In their September 2021 Economic Review article, Senior Economist Andrew Glover and Research and Policy Officer José Mustre-del-Río examined how monetary policy might amplify or dampen the response of employment and inflation to an increase in the minimum wage.
Why is it important to understand the relationship between monetary policy decisions and minimum wage changes?
Real interest rates are a key determinant of household spending, and these depend on nominal interest rates and inflation. If a minimum wage increase leads to a rise in aggregate prices, and the Federal Reserve raises nominal interest rates more than one-for-one with increases in inflation, then the real interest rate effectively rises in response to an increase in the minimum wage. Because higher real interest rates make saving more attractive than spending, aggregate demand might fall. Thus, the minimum wage increase might ultimately have a negative effect on employment and spending. However, if the central bank instead keeps nominal rates constant, or raises them less than one-for-one with increases in inflation, then the real interest rate will decline and spending will become more attractive than saving, which can boost aggregate demand. In this case, the minimum wage could have a positive effect on employment and spending.
How might low-wage and high-wage workers be affected?

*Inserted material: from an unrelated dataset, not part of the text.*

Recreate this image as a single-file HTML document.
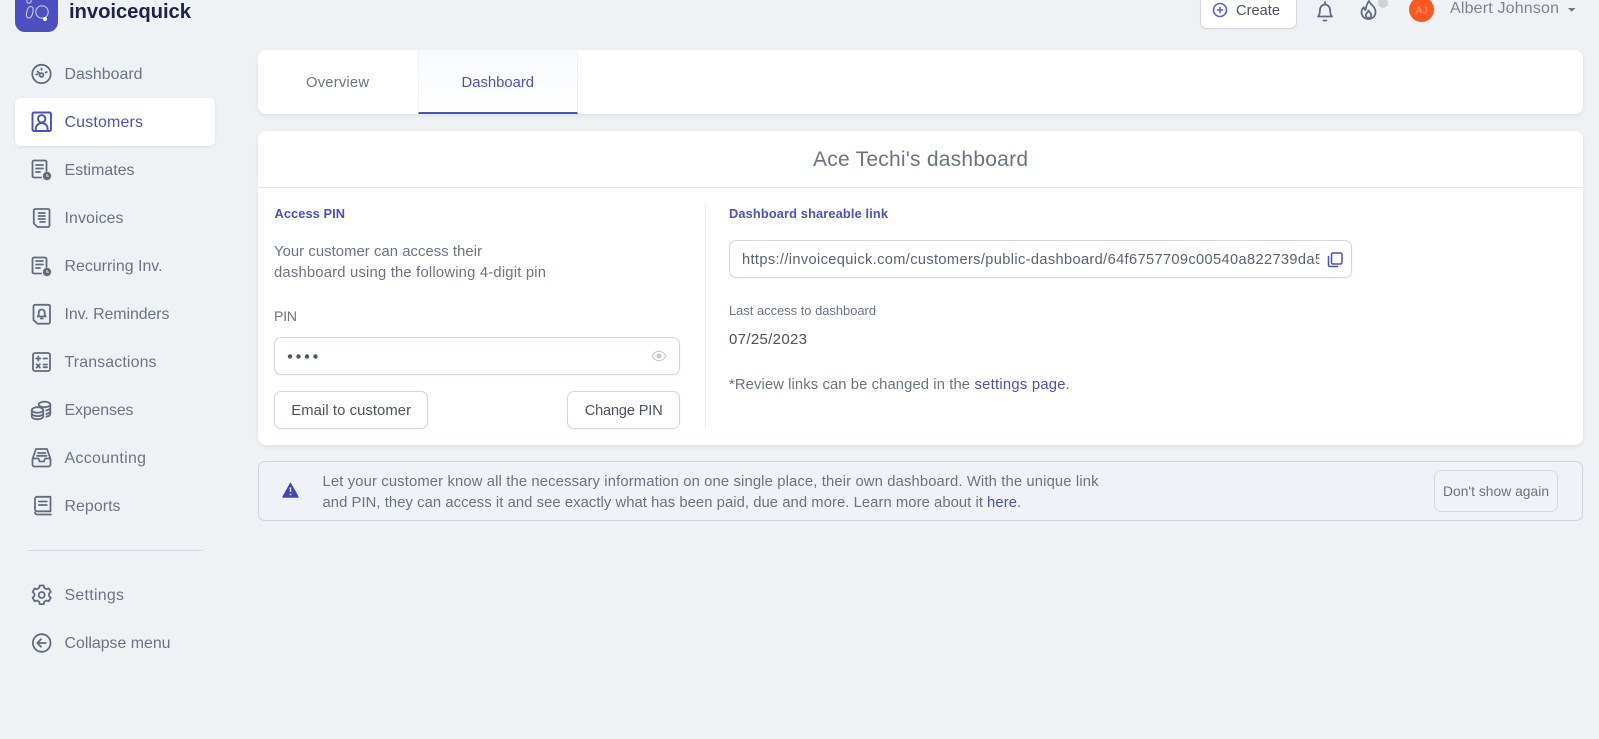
<!DOCTYPE html>
<html lang="en">
<head>
<meta charset="utf-8">
<title>invoicequick</title>
<style>
html,body{margin:0;padding:0;width:1599px;height:739px;overflow:hidden;background:#eff2f5;font-family:"Liberation Sans",sans-serif}
.b{position:absolute;box-sizing:border-box}
.card{background:#fff;border-radius:8px;box-shadow:0 2px 5px rgba(60,70,90,.09)}
.field{background:#fff;border:1px solid #d5d7df;border-radius:7px;box-shadow:0 1px 2px rgba(60,70,90,.06)}
svg.layer{position:absolute;left:0;top:0}
text{font-family:"Liberation Sans",sans-serif;fill:#6b7482}
.nav{font-size:15.9px}
.p{font-size:14.8px}
.d{fill:#4a5161}
.v{fill:#4b4fc4}
.i{fill:none;stroke:#626c7e;stroke-width:1.8;stroke-linecap:round;stroke-linejoin:round}
.ia{fill:none;stroke:#4b4fc4;stroke-width:1.9;stroke-linecap:round;stroke-linejoin:round}
</style>
</head>
<body>
<div class="b" style="left:15px;top:-11px;width:43px;height:43px;border-radius:10px;background:#4d50c0"></div>
<div class="b" style="left:15px;top:98px;width:200px;height:48px;background:#fff;border-radius:6px;box-shadow:0 1px 3px rgba(60,70,90,.1)"></div>
<div class="b" style="left:27px;top:550px;width:176px;height:1px;background:#d8dbe2"></div>

<div class="b field" style="left:1200px;top:-12px;width:97px;height:41px"></div>
<div class="b" style="left:1409px;top:-3px;width:25px;height:25px;border-radius:50%;background:#ff5722"></div>
<div class="b" style="left:1378px;top:-2px;width:10px;height:10px;border-radius:50%;background:#cfd1d5"></div>

<div class="b card" style="left:258px;top:50px;width:1325px;height:64px"></div>
<div class="b" style="left:417.500px;top:50px;width:160.500px;height:64px;background:linear-gradient(#f8faff,#fff);border-left:1px solid #eef0f5;border-right:1px solid #eef0f5;border-bottom:2px solid #4b4fc4"></div>

<div class="b card" style="left:258px;top:131px;width:1325px;height:314px"></div>
<div class="b" style="left:258px;top:187px;width:1325px;height:1px;background:#e5e7eb"></div>
<div class="b" style="left:704.500px;top:204px;width:1px;height:225px;background:#eceef2"></div>

<div class="b field" style="left:274px;top:337px;width:406px;height:38px"></div>
<div class="b field" style="left:274px;top:391px;width:154px;height:38px"></div>
<div class="b field" style="left:567px;top:391px;width:113px;height:38px"></div>
<div class="b field" style="left:729px;top:240px;width:623px;height:38px"></div>

<div class="b" style="left:258px;top:461px;width:1325px;height:60px;border:1px solid #d0d3e4;border-radius:7px;background:#eff2f6"></div>
<div class="b" style="left:1434px;top:470px;width:124px;height:42px;border:1px solid #d6d9e1;border-radius:7px"></div>

<svg class="layer" width="1599" height="739" viewBox="0 0 1599 739" xmlns="http://www.w3.org/2000/svg">
<defs><clipPath id="u"><rect x="740" y="245" width="579.500" height="28"/></clipPath></defs>

<!-- logo -->
<g fill="none" stroke="#c3c5ef" stroke-width="1.100">
<circle cx="29" cy="1" r="2.200"/>
<path d="M30.500 6.500c2.300 0 3 1.500 2.500 4.800-.6 3.800-2 6.700-4 6.700s-3-1.500-2.500-4.800C27 9.500 28.500 6.500 30.500 6.500z"/>
<circle cx="42" cy="12" r="6.200"/>
</g>
<circle cx="45" cy="19" r="2" fill="#fff"/>
<text x="69" y="18" font-size="20.300" font-weight="700" textLength="122" lengthAdjust="spacing" style="fill:#1e2247">invoicequick</text>

<!-- nav icons -->
<g class="i">
<circle cx="41.500" cy="74" r="9.200"/>
<circle cx="41.500" cy="75" r="1.900"/>
<path d="M39.800 73.600l-2.200-2M41.500 68.500v1.300M36.300 74.300h1.200M46.800 72l-1.200.6"/>
</g>
<g class="ia">
<rect x="32.500" y="112.500" width="18.500" height="18.500" rx="1.500"/>
<circle cx="41.700" cy="118.800" r="3.700"/>
<path d="M35.800 131v-2.200c0-3.300 2.600-5.800 5.900-5.800s5.900 2.500 5.900 5.800v2.200"/>
</g>
<g class="i">
<path d="M41 177.500h-7a1.500 1.500 0 0 1-1.500-1.500v-14a1.500 1.500 0 0 1 1.500-1.500h11a1.500 1.500 0 0 1 1.500 1.500v9"/>
<path d="M36 165h7M36 168.500h7M36 172h4"/>
<path d="M37 209h11a1.500 1.500 0 0 1 1.500 1.500v15a1.500 1.500 0 0 1-1.500 1.500H37.500l-3.700-3.500v-13a1.500 1.500 0 0 1 1.500-1.500h1.700z"/>
<path d="M38.500 213h6.500M38.500 216h6.500M38.500 219h6.500M40 222h5"/>
<path d="M41 273.500h-7a1.500 1.500 0 0 1-1.500-1.500v-13a1.500 1.500 0 0 1 1.500-1.500h11a1.500 1.500 0 0 1 1.500 1.500v8"/>
<path d="M36 261h7M36 264.500h7M36 268h4"/>
<path d="M36 304.800h12.500a1.500 1.500 0 0 1 1.500 1.500v15.900a1.500 1.500 0 0 1-1.500 1.500H37.500l-4-3.500v-13.900a1.500 1.500 0 0 1 1.500-1.500h1z"/>
<path d="M41.700 309.500c-2 0-3 1.400-3 3.500v2l-1 1.500h8l-1-1.500v-2c0-2.100-1-3.500-3-3.500zM40.700 318.500h2"/>
<rect x="33" y="353" width="17" height="18" rx="2"/>
<path d="M36.200 358.500h4.200M38.300 356.400v4.200M43.500 358.500h3.500M36.600 364.300l3.300 3.300M39.900 364.300l-3.300 3.300M43.500 364.500h3.500M43.500 367.200h3.500"/>
<ellipse cx="44.500" cy="404.500" rx="5.800" ry="2.800"/>
<path d="M50.300 404.500v9.500c0 1.200-1.700 2.200-4 2.600"/>
<ellipse cx="37.500" cy="410" rx="5.700" ry="2.800"/>
<path d="M31.800 410v6.500c0 1.500 2.600 2.800 5.700 2.800s5.700-1.300 5.700-2.800V410M31.800 413.300c0 1.500 2.600 2.800 5.700 2.800s5.700-1.300 5.700-2.800M50.300 408c0 1-1.800 2-4 2.500M50.300 411.500c0 1-1.800 2-4 2.500"/>
<path d="M36 449h11l3.500 10v5.500a2 2 0 0 1-2 2h-14a2 2 0 0 1-2-2V459z"/>
<path d="M33 458.500h5.500l1 3h4.500l1-3h5M38 453h7.500M37 455.800h9.500"/>
<path d="M37 496.800h13.500v14.500H37a2 2 0 0 1-2-2v-10.500a2 2 0 0 1 2-2z"/>
<path d="M35 512.500a2 2 0 0 0 2 2h14M38.800 501.500h8M38.800 505h8"/>
<path d="M39.700 585.500h4l.6 2.400 2.100 1.200 2.400-.7 2 3.500-1.800 1.700v2.400l1.800 1.700-2 3.500-2.400-.7-2.100 1.200-.6 2.400h-4l-.6-2.400-2.100-1.200-2.400.7-2-3.500 1.800-1.700v-2.400l-1.800-1.700 2-3.500 2.400.7 2.100-1.200z"/>
<circle cx="41.700" cy="595" r="3"/>
<circle cx="41.700" cy="643" r="8.800"/>
<path d="M45.800 643h-8M41 639.300L37.300 643l3.700 3.700"/>
</g>
<circle cx="47" cy="176" r="4.200" fill="#626c7e"/>
<path d="M47 174v2.200h1.700" fill="none" stroke="#eef1f5" stroke-width=".9"/>
<circle cx="47" cy="272" r="4.200" fill="#626c7e"/>
<path d="M47 270v2.200h1.700" fill="none" stroke="#eef1f5" stroke-width=".9"/>

<!-- nav labels -->
<g class="nav">
<text x="64.500" y="79" textLength="78" lengthAdjust="spacing">Dashboard</text>
<text x="64.500" y="127" textLength="78.500" lengthAdjust="spacing" class="v">Customers</text>
<text x="64.500" y="175" textLength="70" lengthAdjust="spacing">Estimates</text>
<text x="64.500" y="223" textLength="59" lengthAdjust="spacing">Invoices</text>
<text x="64.500" y="271" textLength="98" lengthAdjust="spacing">Recurring Inv.</text>
<text x="64.500" y="319" textLength="105" lengthAdjust="spacing">Inv. Reminders</text>
<text x="64.500" y="367" textLength="92" lengthAdjust="spacing">Transactions</text>
<text x="64.500" y="415" textLength="69" lengthAdjust="spacing">Expenses</text>
<text x="64.500" y="463" textLength="81.500" lengthAdjust="spacing">Accounting</text>
<text x="64.500" y="511" textLength="56" lengthAdjust="spacing">Reports</text>
<text x="64.500" y="600" textLength="59.500" lengthAdjust="spacing">Settings</text>
<text x="64.500" y="648" textLength="106" lengthAdjust="spacing">Collapse menu</text>
</g>

<!-- top bar -->
<circle cx="1220" cy="10" r="6.500" fill="none" stroke="#5b5fe0" stroke-width="1.600"/>
<path d="M1220 6.800v6.400M1216.800 10h6.400" stroke="#5b5fe0" stroke-width="1.500" fill="none"/>
<text x="1236" y="15" font-size="14.600" textLength="44" lengthAdjust="spacing" class="d">Create</text>
<g class="i">
<path d="M1318 16.500c1.500-1.400 1.800-2.800 1.800-5.500 0-3.800 2.200-6.500 5.200-6.500s5.200 2.700 5.200 6.500c0 2.700.3 4.100 1.800 5.500z"/>
<path d="M1325 2v2.500M1323.500 20.500h3"/>
<path d="M1369 1c.6 3.200 6.500 5 6.500 11 0 4-3 7-7 7s-7-3-7-6.700c0-2.300 1-3.800 2.300-5 .2 1.500.8 2.300 1.700 2.700C1366 7 1367 3.500 1369 1z"/>
<path d="M1368.500 10.500c.4 1.500 2.700 2.300 2.700 4.700a2.700 2.700 0 0 1-5.400 0c0-1.800 2.200-3 2.700-4.700z"/>
</g>
<text x="1421.500" y="13.500" font-size="10" text-anchor="middle" style="fill:#ffa27c">AJ</text>
<text x="1450" y="13" font-size="16" textLength="109" lengthAdjust="spacing" style="fill:#7c8391">Albert Johnson</text>
<path d="M1568 8h7.500l-3.750 3.800z" fill="#6b7482"/>

<!-- tabs -->
<text x="306" y="87" font-size="14.800" textLength="63" lengthAdjust="spacing">Overview</text>
<text x="461.500" y="87" font-size="14.800" textLength="72.500" lengthAdjust="spacing" class="v">Dashboard</text>

<!-- main card -->
<text x="813" y="166" font-size="21" textLength="215" lengthAdjust="spacing">Ace Techi's dashboard</text>
<text x="274.500" y="218" font-size="12.800" font-weight="700" textLength="70.500" lengthAdjust="spacing" class="v">Access PIN</text>
<text x="274" y="256" class="p" textLength="208" lengthAdjust="spacing">Your customer can access their</text>
<text x="274" y="277" class="p" textLength="272" lengthAdjust="spacing">dashboard using the following 4-digit pin</text>
<text x="274" y="321" font-size="14.200" textLength="23" lengthAdjust="spacing">PIN</text>
<g fill="#4f5666"><circle cx="290" cy="356.500" r="2.200"/><circle cx="298.500" cy="356.500" r="2.200"/><circle cx="307" cy="356.500" r="2.200"/><circle cx="315.500" cy="356.500" r="2.200"/></g>
<path d="M652 356c2-3.300 4.400-4.700 7-4.700s5 1.400 7 4.700c-2 3.300-4.400 4.700-7 4.700s-5-1.400-7-4.700z" fill="none" stroke="#c6c9cf" stroke-width="1.200"/>
<circle cx="659" cy="356" r="2.600" fill="#c6c9cf"/>
<text x="291.300" y="415" class="p d" textLength="119.700" lengthAdjust="spacing">Email to customer</text>
<text x="584.700" y="415" font-size="14.500" class="d" textLength="78" lengthAdjust="spacing">Change PIN</text>

<text x="729" y="218" font-size="12.800" font-weight="700" textLength="159" lengthAdjust="spacing" class="v">Dashboard shareable link</text>
<g clip-path="url(#u)"><text x="742" y="264" font-size="14.600" textLength="581" lengthAdjust="spacing" style="fill:#5a6272">https://invoicequick.com/customers/public-dashboard/64f6757709c00540a822739da5</text></g>
<rect x="1331.500" y="253" width="10.500" height="11" rx="1.500" fill="none" stroke="#4b4fc4" stroke-width="1.500"/>
<path d="M1328.500 256v9a1.500 1.500 0 0 0 1.500 1.500h8" fill="none" stroke="#4b4fc4" stroke-width="1.500"/>
<text x="729" y="315" font-size="12.900" textLength="147" lengthAdjust="spacing">Last access to dashboard</text>
<text x="729" y="344" font-size="15" class="d" textLength="78" lengthAdjust="spacing">07/25/2023</text>
<text x="729" y="389" class="p" textLength="241" lengthAdjust="spacing">*Review links can be changed in the</text>
<text x="974.500" y="389" class="p v" textLength="91" lengthAdjust="spacing">settings page</text>
<text x="1065.500" y="389" class="p">.</text>

<!-- alert -->
<path d="M290.500 483.500l7.500 13.500h-15z" fill="#4545b8" stroke="#4545b8" stroke-width="1.400" stroke-linejoin="round"/>
<path d="M290.500 487.500v4.500M290.500 493.800v1.300" stroke="#eef1f5" stroke-width="1.500" fill="none"/>
<text x="322.500" y="486" class="p" textLength="776" lengthAdjust="spacing">Let your customer know all the necessary information on one single place, their own dashboard. With the unique link</text>
<text x="322.500" y="507" class="p" textLength="660.500" lengthAdjust="spacing">and PIN, they can access it and see exactly what has been paid, due and more. Learn more about it</text>
<text x="987" y="507" class="p v" textLength="30" lengthAdjust="spacing">here</text>
<text x="1017" y="507" class="p">.</text>
<text x="1443" y="496" font-size="13.800" textLength="106" lengthAdjust="spacing">Don't show again</text>
</svg>
</body>
</html>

According to our quantitative analysis, low-wage workers benefit regardless of the central bank’s actions, but for different reasons. If the central bank keeps rates fixed, they benefit both from a higher hourly rate, but also because of greater demand for their labor due to higher demand for the goods and services they produce. If the central bank raises rates to bring down inflation, then low-wage workers only benefit from a higher hourly wage rate as demand for their labor falls. In contrast, high-wage workers only benefit from a higher minimum wage when the central bank keeps rates fixed. They only benefit from higher demand (brought by the fixed nominal rate) as their hourly wage rate does not change.
What are some of your conclusions from the study?
In our analysis, an increase in the minimum wage is more expansionary when the central bank has a higher tolerance for inflation.
Indeed, even though only a modest fraction of workers actually earns the minimum wage, our quantitative analysis reveals a mechanism by which a minimum wage increase actually could lead to increased output, provided that inflation is allowed to rise.